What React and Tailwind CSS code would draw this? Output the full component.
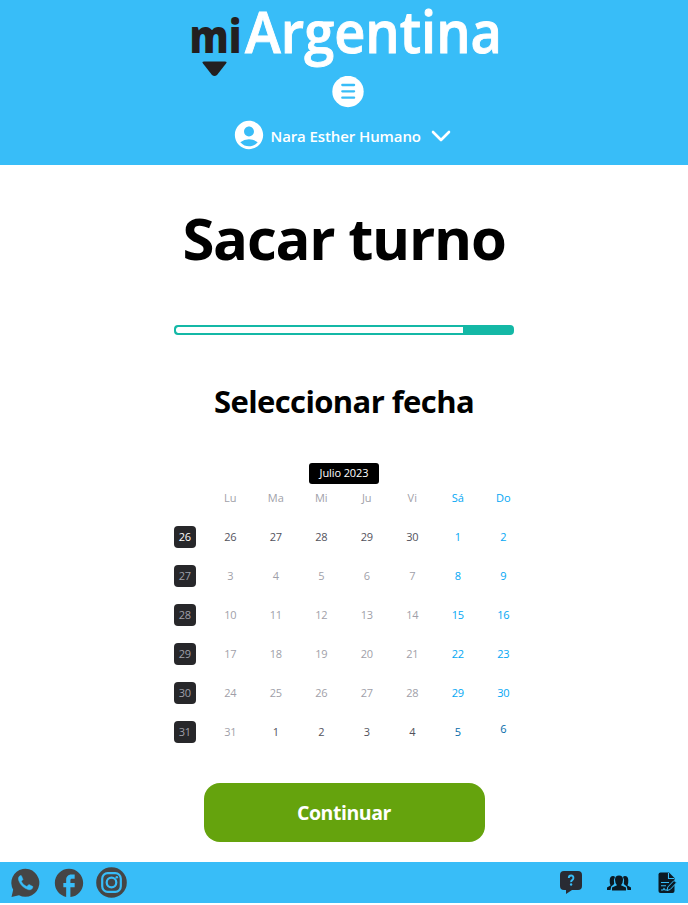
import { MdAccountCircle, MdFacebook } from "react-icons/md";

const WEEKS = [
  ["26", "26", "27", "28", "29", "30", "1", "2"],
  ["27", "3", "4", "5", "6", "7", "8", "9"],
  ["28", "10", "11", "12", "13", "14", "15", "16"],
  ["29", "17", "18", "19", "20", "21", "22", "23"],
  ["30", "24", "25", "26", "27", "28", "29", "30"],
  ["31", "31", "1", "2", "3", "4", "5", "6"],
];

function dayColor(row, col) {
  if (col >= 6) return row === 5 ? "text-sky-700" : "text-sky-500";
  const adjacent = (row === 0 && col < 6) || (row === 5 && col > 1);
  return adjacent ? "text-zinc-600" : "text-zinc-400";
}

function Logo() {
  return (
    <svg width="312" height="76" viewBox="0 0 312 76" className="ml-[2px] block overflow-visible">
      <text x="0.500" y="52.5" fontSize="46" fontWeight="800" fill="#231f20" textLength="52" lengthAdjust="spacingAndGlyphs">mi</text>
      <text x="56" y="52.5" fontSize="57.5" fontWeight="600" fill="#fff" stroke="#fff" strokeWidth="0.9" textLength="257" lengthAdjust="spacingAndGlyphs">Argentina</text>
      <path d="M15 61.5h21q2.500 0 1 2L28 75q-2.500 2-5 0L14 63.500q-1.500-2 1-2z" fill="#231f20" />
    </svg>
  );
}

function Header() {
  return (
    <header className="flex h-[165px] flex-col items-center bg-[#38bdf8]">
      <Logo />
      <svg width="32" height="32" viewBox="0 0 32 32" className="ml-2 block">
        <circle cx="16" cy="15.5" r="15.7" fill="#fff" />
        <path d="M10.300 9h11.800M10.300 15.3h11.800M10.300 21.700h11.800" stroke="#38bdf8" strokeWidth="2.3" strokeLinecap="round" />
      </svg>
      <div className="mt-[10px] mr-[6px] flex items-center">
        <MdAccountCircle size={34} color="#fff" />
        <span className="mt-[2px] ml-[5px] w-[152px] text-[15px] font-semibold tracking-[-0.1px] whitespace-nowrap text-white">Nara Esther Humano</span>
        <svg width="20" height="14" viewBox="0 0 20 14" className="mt-[2px] ml-2">
          <path d="M2 3l8 8 8-8" fill="none" stroke="#fff" strokeWidth="2.600" strokeLinecap="round" strokeLinejoin="round" />
        </svg>
      </div>
    </header>
  );
}

export default function App() {
  return (
    <div className="h-[905px] overflow-hidden bg-white font-['Open_Sans','Noto_Sans',sans-serif] text-black">
      <Header />
      <main className="flex h-[697px] flex-col items-center">
        <h1 className="mt-[37px] h-[74px] text-[58px] leading-[72px] font-bold tracking-[-1.25px] whitespace-nowrap">Sacar turno</h1>
        <div className="mt-[49px] flex h-[10px] w-[340px] overflow-hidden rounded-[4px] border-2 border-[#14b8a6] bg-[#14b8a6]">
          <div className="w-[287px] rounded-l-[2px] bg-white" />
        </div>
        <h2 className="mt-[46px] h-10 text-[31px] leading-10 font-bold tracking-[-0.6px] whitespace-nowrap">Seleccionar fecha</h2>
        <div className="mt-[42px] flex h-[21px] w-[70px] items-center justify-center rounded-[3px] bg-black text-[11px] font-medium tracking-[-0.1px] whitespace-nowrap text-white">Julio 2023</div>
        <div className="mt-1 grid w-[364px] grid-cols-8 text-center text-[11px] leading-5 text-zinc-400">
          <span />
          {["Lu", "Ma", "Mi", "Ju", "Vi", "Sá", "Do"].map((d, i) => (
            <span key={d} className={i > 4 ? "text-sky-500" : ""}>{d}</span>
          ))}
        </div>
        <div className="mt-[9px] grid w-[364px] grid-cols-8 text-[11px] tracking-[-0.3px]">
          {WEEKS.flatMap((week, r) =>
            week.map((d, c) => (
              <div key={`${r}-${c}`} className="flex h-[39px] items-center justify-center">
                {c === 0 ? (
                  <span className={`flex size-[22px] items-center justify-center rounded bg-zinc-800 pt-[2px] ${r === 0 ? "text-white" : "text-zinc-400"}`}>{d}</span>
                ) : (
                  <span className={`pt-[2px] ${dayColor(r, c)} ${r === 5 && c === 7 ? "mb-[6px]" : ""}`}>{d}</span>
                )}
              </div>
            ))
          )}
        </div>
        <button className="mt-8 h-[59px] w-[281px] shrink-0 rounded-2xl bg-[#65a30d] text-[19.5px] font-bold tracking-[-0.45px] text-white">Continuar</button>
      </main>
      <footer className="flex h-[41px] items-center justify-between bg-[#38bdf8] pr-[10px] pl-[10px]">
        <div className="flex items-center">
          <svg width="30" height="30" viewBox="0 0 30 30">
            <path d="M1.5 29L3.2 21.8A14 14 0 1 1 9 27.3z" fill="#454545" />
            <path d="M10.500 7.500c-2 .8-2.500 3-1.700 5.200 1.600 4.400 5.200 7.600 9.400 8.900 2.600.7 4.600-.5 4.700-3l-4-2.200-2 2.100c-2.600-1-4.400-2.800-5.600-5.200l1.700-1.900-1.600-3.700z" fill="#38bdf8" stroke="#38bdf8" strokeWidth="0.5" strokeLinejoin="round" />
          </svg>
          <MdFacebook size={34} color="#454545" className="ml-[12px]" />
          <svg width="32" height="32" viewBox="0 0 32 32" className="ml-[10px]">
            <circle cx="15.500" cy="15.500" r="15.300" fill="#454545" />
            <g fill="none" stroke="#38bdf8" strokeWidth="2.200">
              <rect x="6.200" y="6.200" width="18.600" height="18.600" rx="5.500" />
              <circle cx="15.500" cy="15.500" r="4.800" />
            </g>
            <circle cx="20.800" cy="10.300" r="1.300" fill="#38bdf8" />
          </svg>
        </div>
        <div className="flex items-center">
          <svg width="22" height="24" viewBox="0 0 22 24" className="mr-[-1px] ml-[-1px]">
            <path d="M4 0h14q4 0 4 4v11q0 4-4 4h-6l-6 4v-4H4q-4 0-4-4V4q0-4 4-4z" fill="#292b33" />
            <path d="M8.800 7q0-2.500 2.300-2.500T13.400 7q0 1.300-1.200 2.100t-1.100 2" fill="none" stroke="#38bdf8" strokeWidth="1.900" />
            <circle cx="11.100" cy="13.500" r="1.200" fill="#38bdf8" />
          </svg>
          <svg width="24" height="16" viewBox="0 0 24 16" className="ml-[26px]" fill="#0b1a24">
            <path d="M0 15v-2.500l3.500-2Q2.500 8.500 2.700 5 3 1 6 1q1.500 0 2 1-2 3-.8 7l-3 2.500L3.500 15zM24 15v-2.500l-3.500-2q1-2 .8-5.500-.3-4-3.300-4-1.500 0-2 1 2 3 .8 7l3 2.500.7 3.500z" />
            <path d="M5 15.500v-3l5-2.300Q8 8 8 4.700 8 .5 12 .5t4 4.200q0 3.300-2 5.500l5 2.300v3z" />
          </svg>
          <svg width="20" height="22" viewBox="0 0 20 22" className="ml-[27px]">
            <path d="M2.500.5h8.500l5.500 5.500v13q0 2-2 2h-12q-2 0-2-2v-16.500q0-2 2-2z" fill="#0b1a24" />
            <path d="M10.500 1v5.500H16M3 10.500h8M3 13.700h5M3 18h2l1-1.500 1 1.500h3" fill="none" stroke="#38bdf8" strokeWidth="1.100" />
            <path d="M9 18.500l.8-3.500 6.200-6.500 2.500 2.300-6.300 6.700z" fill="#0b1a24" stroke="#38bdf8" strokeWidth="1" />
          </svg>
        </div>
      </footer>
    </div>
  );
}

What you need to do >>
Set down the material above as is, without any pictures.

Response >>
What React and Tailwind CSS code would draw this? Output the full component.
import { MdAccountCircle, MdFacebook } from "react-icons/md";

const WEEKS = [
  ["26", "26", "27", "28", "29", "30", "1", "2"],
  ["27", "3", "4", "5", "6", "7", "8", "9"],
  ["28", "10", "11", "12", "13", "14", "15", "16"],
  ["29", "17", "18", "19", "20", "21", "22", "23"],
  ["30", "24", "25", "26", "27", "28", "29", "30"],
  ["31", "31", "1", "2", "3", "4", "5", "6"],
];

function dayColor(row, col) {
  if (col >= 6) return row === 5 ? "text-sky-700" : "text-sky-500";
  const adjacent = (row === 0 && col < 6) || (row === 5 && col > 1);
  return adjacent ? "text-zinc-600" : "text-zinc-400";
}

function Logo() {
  return (
    <svg width="312" height="76" viewBox="0 0 312 76" className="ml-[2px] block overflow-visible">
      <text x="0.500" y="52.5" fontSize="46" fontWeight="800" fill="#231f20" textLength="52" lengthAdjust="spacingAndGlyphs">mi</text>
      <text x="56" y="52.5" fontSize="57.5" fontWeight="600" fill="#fff" stroke="#fff" strokeWidth="0.9" textLength="257" lengthAdjust="spacingAndGlyphs">Argentina</text>
      <path d="M15 61.5h21q2.500 0 1 2L28 75q-2.500 2-5 0L14 63.500q-1.500-2 1-2z" fill="#231f20" />
    </svg>
  );
}

function Header() {
  return (
    <header className="flex h-[165px] flex-col items-center bg-[#38bdf8]">
      <Logo />
      <svg width="32" height="32" viewBox="0 0 32 32" className="ml-2 block">
        <circle cx="16" cy="15.5" r="15.7" fill="#fff" />
        <path d="M10.300 9h11.800M10.300 15.3h11.800M10.300 21.700h11.800" stroke="#38bdf8" strokeWidth="2.3" strokeLinecap="round" />
      </svg>
      <div className="mt-[10px] mr-[6px] flex items-center">
        <MdAccountCircle size={34} color="#fff" />
        <span className="mt-[2px] ml-[5px] w-[152px] text-[15px] font-semibold tracking-[-0.1px] whitespace-nowrap text-white">Nara Esther Humano</span>
        <svg width="20" height="14" viewBox="0 0 20 14" className="mt-[2px] ml-2">
          <path d="M2 3l8 8 8-8" fill="none" stroke="#fff" strokeWidth="2.600" strokeLinecap="round" strokeLinejoin="round" />
        </svg>
      </div>
    </header>
  );
}

export default function App() {
  return (
    <div className="h-[905px] overflow-hidden bg-white font-['Open_Sans','Noto_Sans',sans-serif] text-black">
      <Header />
      <main className="flex h-[697px] flex-col items-center">
        <h1 className="mt-[37px] h-[74px] text-[58px] leading-[72px] font-bold tracking-[-1.25px] whitespace-nowrap">Sacar turno</h1>
        <div className="mt-[49px] flex h-[10px] w-[340px] overflow-hidden rounded-[4px] border-2 border-[#14b8a6] bg-[#14b8a6]">
          <div className="w-[287px] rounded-l-[2px] bg-white" />
        </div>
        <h2 className="mt-[46px] h-10 text-[31px] leading-10 font-bold tracking-[-0.6px] whitespace-nowrap">Seleccionar fecha</h2>
        <div className="mt-[42px] flex h-[21px] w-[70px] items-center justify-center rounded-[3px] bg-black text-[11px] font-medium tracking-[-0.1px] whitespace-nowrap text-white">Julio 2023</div>
        <div className="mt-1 grid w-[364px] grid-cols-8 text-center text-[11px] leading-5 text-zinc-400">
          <span />
          {["Lu", "Ma", "Mi", "Ju", "Vi", "Sá", "Do"].map((d, i) => (
            <span key={d} className={i > 4 ? "text-sky-500" : ""}>{d}</span>
          ))}
        </div>
        <div className="mt-[9px] grid w-[364px] grid-cols-8 text-[11px] tracking-[-0.3px]">
          {WEEKS.flatMap((week, r) =>
            week.map((d, c) => (
              <div key={`${r}-${c}`} className="flex h-[39px] items-center justify-center">
                {c === 0 ? (
                  <span className={`flex size-[22px] items-center justify-center rounded bg-zinc-800 pt-[2px] ${r === 0 ? "text-white" : "text-zinc-400"}`}>{d}</span>
                ) : (
                  <span className={`pt-[2px] ${dayColor(r, c)} ${r === 5 && c === 7 ? "mb-[6px]" : ""}`}>{d}</span>
                )}
              </div>
            ))
          )}
        </div>
        <button className="mt-8 h-[59px] w-[281px] shrink-0 rounded-2xl bg-[#65a30d] text-[19.5px] font-bold tracking-[-0.45px] text-white">Continuar</button>
      </main>
      <footer className="flex h-[41px] items-center justify-between bg-[#38bdf8] pr-[10px] pl-[10px]">
        <div className="flex items-center">
          <svg width="30" height="30" viewBox="0 0 30 30">
            <path d="M1.5 29L3.2 21.8A14 14 0 1 1 9 27.3z" fill="#454545" />
            <path d="M10.500 7.500c-2 .8-2.500 3-1.700 5.200 1.600 4.400 5.200 7.600 9.400 8.900 2.600.7 4.600-.5 4.700-3l-4-2.200-2 2.100c-2.600-1-4.400-2.800-5.600-5.200l1.700-1.900-1.600-3.700z" fill="#38bdf8" stroke="#38bdf8" strokeWidth="0.5" strokeLinejoin="round" />
          </svg>
          <MdFacebook size={34} color="#454545" className="ml-[12px]" />
          <svg width="32" height="32" viewBox="0 0 32 32" className="ml-[10px]">
            <circle cx="15.500" cy="15.500" r="15.300" fill="#454545" />
            <g fill="none" stroke="#38bdf8" strokeWidth="2.200">
              <rect x="6.200" y="6.200" width="18.600" height="18.600" rx="5.500" />
              <circle cx="15.500" cy="15.500" r="4.800" />
            </g>
            <circle cx="20.800" cy="10.300" r="1.300" fill="#38bdf8" />
          </svg>
        </div>
        <div className="flex items-center">
          <svg width="22" height="24" viewBox="0 0 22 24" className="mr-[-1px] ml-[-1px]">
            <path d="M4 0h14q4 0 4 4v11q0 4-4 4h-6l-6 4v-4H4q-4 0-4-4V4q0-4 4-4z" fill="#292b33" />
            <path d="M8.800 7q0-2.500 2.300-2.500T13.400 7q0 1.300-1.200 2.100t-1.100 2" fill="none" stroke="#38bdf8" strokeWidth="1.900" />
            <circle cx="11.100" cy="13.500" r="1.200" fill="#38bdf8" />
          </svg>
          <svg width="24" height="16" viewBox="0 0 24 16" className="ml-[26px]" fill="#0b1a24">
            <path d="M0 15v-2.500l3.500-2Q2.500 8.500 2.700 5 3 1 6 1q1.500 0 2 1-2 3-.8 7l-3 2.500L3.500 15zM24 15v-2.500l-3.500-2q1-2 .8-5.500-.3-4-3.300-4-1.500 0-2 1 2 3 .8 7l3 2.500.7 3.500z" />
            <path d="M5 15.500v-3l5-2.300Q8 8 8 4.700 8 .5 12 .5t4 4.200q0 3.300-2 5.500l5 2.300v3z" />
          </svg>
          <svg width="20" height="22" viewBox="0 0 20 22" className="ml-[27px]">
            <path d="M2.500.5h8.500l5.500 5.500v13q0 2-2 2h-12q-2 0-2-2v-16.500q0-2 2-2z" fill="#0b1a24" />
            <path d="M10.500 1v5.500H16M3 10.500h8M3 13.700h5M3 18h2l1-1.500 1 1.500h3" fill="none" stroke="#38bdf8" strokeWidth="1.100" />
            <path d="M9 18.500l.8-3.500 6.200-6.500 2.500 2.300-6.300 6.700z" fill="#0b1a24" stroke="#38bdf8" strokeWidth="1" />
          </svg>
        </div>
      </footer>
    </div>
  );
}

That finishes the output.